The Hawks have been among the NBA’s best stories this year, but Nate Duncan of Basketball Insiders warns that salary considerations might tear the team apart this summer. Atlanta set the groundwork for its current success in the summer of 2013 when it signed Paul Millsap, DeMarre Carroll and Pero Antic to two-year contracts. All three will expire this summer, and because they are only two-year deals, the Hawks will have Early Bird Rights — not full Bird Rights — on each player. That means Atlanta can only offer four-year deals at most, instead of five years. Also, Duncan notes the offers will be limited to the higher of 175% of their current salaries or the Estimated Average Player Salary, which he expects to be around $5.7MM next season.

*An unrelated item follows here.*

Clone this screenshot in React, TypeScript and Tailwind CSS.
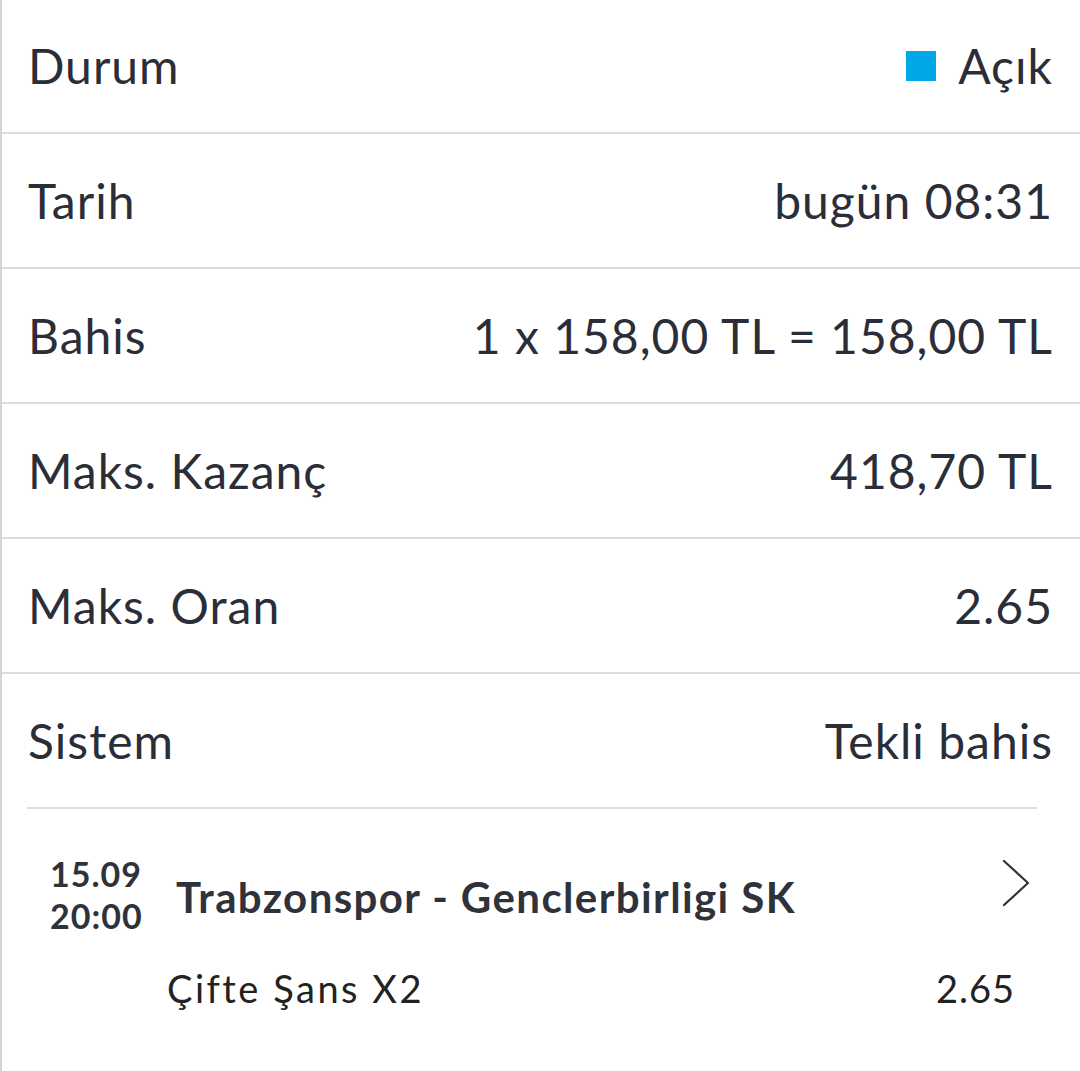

There’s more news from the Southeast Division:
- Gregg Popovich downplays the notion that the Hawks are the “Spurs of the East” and tells Shaun Powell of NBA.com that former San Antonio assistant Mike Budenholzer has built a winner in Atlanta through intelligence and desire. “It’s not like he’s going to institute something new,” Popovich said. “Like, this is a new pick and roll defense that nobody has ever seen before. That’s not what wins and loses games. What wins is consistency and competitiveness. He understands all of that.”
- The Magic should pursue Billy Donovan as their next coach, argues Mike Bianchi of The Orlando Sentinel. The University of Florida coach was hired by Orlando in 2007 before changing his mind and electing to stay in the college ranks. Bianchi contends the Magic should let bygones be bygones, and cites statements from Donovan indicating he would be willing to leave Gainesville. Bianchi writes that any move should wait until after the season to see if high-profile coaches like the Bulls’ Tom Thibodeau become available.
- As the Heat’s Hassan Whiteside continues his string of double-doubles, Miami coach Erik Spoelstra tells Jerry Zgoda of The Star Tribune that “open-mindedness” brought the big man to Miami. The Heat signed Whiteside in November, four days after he was released by the Grizzlies. “We were open-minded to him, and he was open-minded to us and our culture,” Spoelstra said. “It was good timing for both sides: We needed a big body and he needed a place that values what he does.”